* _Task_: Find the lines holding the string "with" in the data, then copy all of them.

* _Provided material_:
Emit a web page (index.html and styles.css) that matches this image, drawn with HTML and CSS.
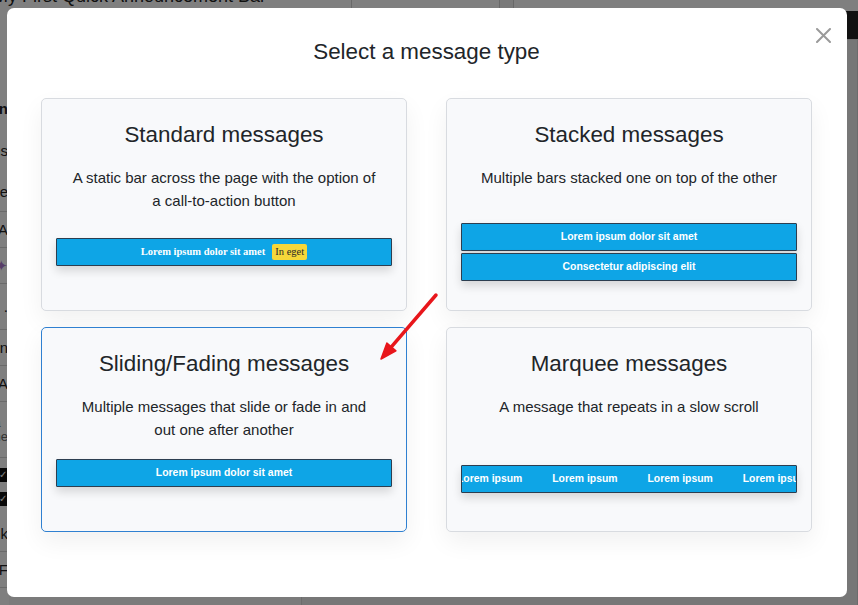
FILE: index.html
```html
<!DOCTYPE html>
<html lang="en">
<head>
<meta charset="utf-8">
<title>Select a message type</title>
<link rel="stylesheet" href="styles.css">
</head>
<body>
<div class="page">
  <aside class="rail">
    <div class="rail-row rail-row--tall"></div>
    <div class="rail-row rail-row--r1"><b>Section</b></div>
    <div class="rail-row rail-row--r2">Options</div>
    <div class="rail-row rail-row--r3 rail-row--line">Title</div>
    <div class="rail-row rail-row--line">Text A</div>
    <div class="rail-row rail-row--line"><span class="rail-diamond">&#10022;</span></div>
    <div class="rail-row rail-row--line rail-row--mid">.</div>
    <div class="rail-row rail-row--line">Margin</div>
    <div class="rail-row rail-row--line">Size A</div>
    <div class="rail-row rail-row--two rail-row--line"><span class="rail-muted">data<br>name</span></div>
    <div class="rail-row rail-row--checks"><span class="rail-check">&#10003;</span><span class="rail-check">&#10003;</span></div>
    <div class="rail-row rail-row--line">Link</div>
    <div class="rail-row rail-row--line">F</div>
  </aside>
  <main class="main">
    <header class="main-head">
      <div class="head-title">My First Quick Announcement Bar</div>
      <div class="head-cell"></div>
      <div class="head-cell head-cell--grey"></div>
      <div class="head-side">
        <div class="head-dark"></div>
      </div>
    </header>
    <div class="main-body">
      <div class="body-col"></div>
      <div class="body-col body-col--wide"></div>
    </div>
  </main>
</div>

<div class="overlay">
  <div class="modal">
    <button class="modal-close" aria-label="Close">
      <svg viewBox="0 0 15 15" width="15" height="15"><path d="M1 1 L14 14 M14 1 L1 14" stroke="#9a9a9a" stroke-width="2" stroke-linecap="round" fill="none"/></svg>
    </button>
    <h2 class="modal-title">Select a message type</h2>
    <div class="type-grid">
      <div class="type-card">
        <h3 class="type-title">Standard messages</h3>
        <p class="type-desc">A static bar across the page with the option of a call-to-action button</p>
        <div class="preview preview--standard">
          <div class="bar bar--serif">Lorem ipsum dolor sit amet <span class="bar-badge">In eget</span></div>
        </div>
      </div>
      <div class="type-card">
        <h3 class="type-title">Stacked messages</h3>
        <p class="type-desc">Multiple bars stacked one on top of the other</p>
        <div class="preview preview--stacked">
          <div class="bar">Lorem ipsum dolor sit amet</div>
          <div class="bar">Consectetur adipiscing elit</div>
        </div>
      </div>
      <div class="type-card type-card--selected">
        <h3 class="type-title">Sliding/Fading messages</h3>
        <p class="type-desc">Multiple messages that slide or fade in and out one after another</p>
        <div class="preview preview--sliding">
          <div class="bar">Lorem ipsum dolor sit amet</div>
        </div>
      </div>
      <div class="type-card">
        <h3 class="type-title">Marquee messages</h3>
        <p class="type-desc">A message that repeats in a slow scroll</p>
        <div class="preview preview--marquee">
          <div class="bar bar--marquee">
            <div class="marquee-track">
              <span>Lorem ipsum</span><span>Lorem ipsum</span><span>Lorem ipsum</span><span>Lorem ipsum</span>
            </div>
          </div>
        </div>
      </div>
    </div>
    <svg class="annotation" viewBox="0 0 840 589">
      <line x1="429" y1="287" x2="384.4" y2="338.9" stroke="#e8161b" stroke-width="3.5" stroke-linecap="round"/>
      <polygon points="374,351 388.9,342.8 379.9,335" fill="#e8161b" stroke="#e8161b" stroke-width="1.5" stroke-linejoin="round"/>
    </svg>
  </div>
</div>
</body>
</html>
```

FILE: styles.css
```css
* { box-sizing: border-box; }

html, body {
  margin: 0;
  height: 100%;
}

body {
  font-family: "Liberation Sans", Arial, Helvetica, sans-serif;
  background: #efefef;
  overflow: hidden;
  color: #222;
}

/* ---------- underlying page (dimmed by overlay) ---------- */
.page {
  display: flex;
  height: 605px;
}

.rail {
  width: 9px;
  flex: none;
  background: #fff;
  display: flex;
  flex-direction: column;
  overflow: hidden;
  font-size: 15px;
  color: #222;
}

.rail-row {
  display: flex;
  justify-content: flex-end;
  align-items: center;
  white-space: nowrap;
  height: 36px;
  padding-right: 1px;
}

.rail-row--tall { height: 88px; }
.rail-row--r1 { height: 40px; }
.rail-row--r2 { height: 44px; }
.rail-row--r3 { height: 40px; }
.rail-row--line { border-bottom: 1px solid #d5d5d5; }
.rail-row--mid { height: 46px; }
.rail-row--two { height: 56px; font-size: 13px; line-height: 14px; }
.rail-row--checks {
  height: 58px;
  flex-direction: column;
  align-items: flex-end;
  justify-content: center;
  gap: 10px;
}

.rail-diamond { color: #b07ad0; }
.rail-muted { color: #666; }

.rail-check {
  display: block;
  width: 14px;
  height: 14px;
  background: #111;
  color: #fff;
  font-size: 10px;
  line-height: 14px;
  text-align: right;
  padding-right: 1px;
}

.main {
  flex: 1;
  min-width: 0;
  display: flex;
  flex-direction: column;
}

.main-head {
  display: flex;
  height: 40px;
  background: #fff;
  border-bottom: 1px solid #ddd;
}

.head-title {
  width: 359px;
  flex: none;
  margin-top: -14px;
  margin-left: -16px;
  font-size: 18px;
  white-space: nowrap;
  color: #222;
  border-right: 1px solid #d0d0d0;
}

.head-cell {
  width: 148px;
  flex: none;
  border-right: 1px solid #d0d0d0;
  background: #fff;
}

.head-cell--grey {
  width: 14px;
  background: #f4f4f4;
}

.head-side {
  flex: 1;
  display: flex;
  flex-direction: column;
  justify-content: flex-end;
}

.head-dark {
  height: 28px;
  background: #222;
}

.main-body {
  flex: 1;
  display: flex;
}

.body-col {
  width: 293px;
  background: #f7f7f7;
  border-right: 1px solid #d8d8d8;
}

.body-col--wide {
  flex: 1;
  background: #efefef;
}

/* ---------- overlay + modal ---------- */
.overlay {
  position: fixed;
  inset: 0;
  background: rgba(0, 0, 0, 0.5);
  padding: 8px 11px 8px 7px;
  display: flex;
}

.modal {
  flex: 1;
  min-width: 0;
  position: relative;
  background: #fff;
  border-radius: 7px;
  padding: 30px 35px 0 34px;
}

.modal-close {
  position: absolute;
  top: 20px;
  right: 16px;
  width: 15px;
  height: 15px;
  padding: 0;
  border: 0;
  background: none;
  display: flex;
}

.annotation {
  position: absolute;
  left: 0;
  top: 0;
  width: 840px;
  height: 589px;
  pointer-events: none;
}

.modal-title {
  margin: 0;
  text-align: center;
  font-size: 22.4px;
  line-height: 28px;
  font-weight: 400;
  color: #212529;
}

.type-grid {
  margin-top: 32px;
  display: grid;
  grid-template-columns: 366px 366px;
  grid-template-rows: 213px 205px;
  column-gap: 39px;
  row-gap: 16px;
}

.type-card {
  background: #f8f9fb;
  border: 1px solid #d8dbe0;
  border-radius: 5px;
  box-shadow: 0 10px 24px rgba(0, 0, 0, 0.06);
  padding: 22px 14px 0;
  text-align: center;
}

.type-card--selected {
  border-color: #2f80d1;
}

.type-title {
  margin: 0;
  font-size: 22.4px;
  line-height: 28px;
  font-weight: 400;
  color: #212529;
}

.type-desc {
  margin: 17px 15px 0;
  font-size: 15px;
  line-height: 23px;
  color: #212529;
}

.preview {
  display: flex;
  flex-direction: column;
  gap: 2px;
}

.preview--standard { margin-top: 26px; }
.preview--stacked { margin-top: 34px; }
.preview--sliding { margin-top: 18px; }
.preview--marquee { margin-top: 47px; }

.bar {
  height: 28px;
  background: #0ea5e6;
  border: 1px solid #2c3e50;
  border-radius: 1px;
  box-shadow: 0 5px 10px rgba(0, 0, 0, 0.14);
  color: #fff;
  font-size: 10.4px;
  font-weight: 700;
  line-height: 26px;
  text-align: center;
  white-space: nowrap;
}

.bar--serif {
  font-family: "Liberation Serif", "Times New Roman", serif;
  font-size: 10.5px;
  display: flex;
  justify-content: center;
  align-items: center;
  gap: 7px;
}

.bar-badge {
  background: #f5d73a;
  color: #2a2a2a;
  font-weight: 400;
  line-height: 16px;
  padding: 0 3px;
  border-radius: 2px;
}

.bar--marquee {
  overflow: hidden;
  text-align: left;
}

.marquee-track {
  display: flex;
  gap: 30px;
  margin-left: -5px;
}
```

* _Task solution_:
Emit a web page (index.html and styles.css) that matches this image, drawn with HTML and CSS.
        <p class="type-desc">A static bar across the page with the option of a call-to-action button</p>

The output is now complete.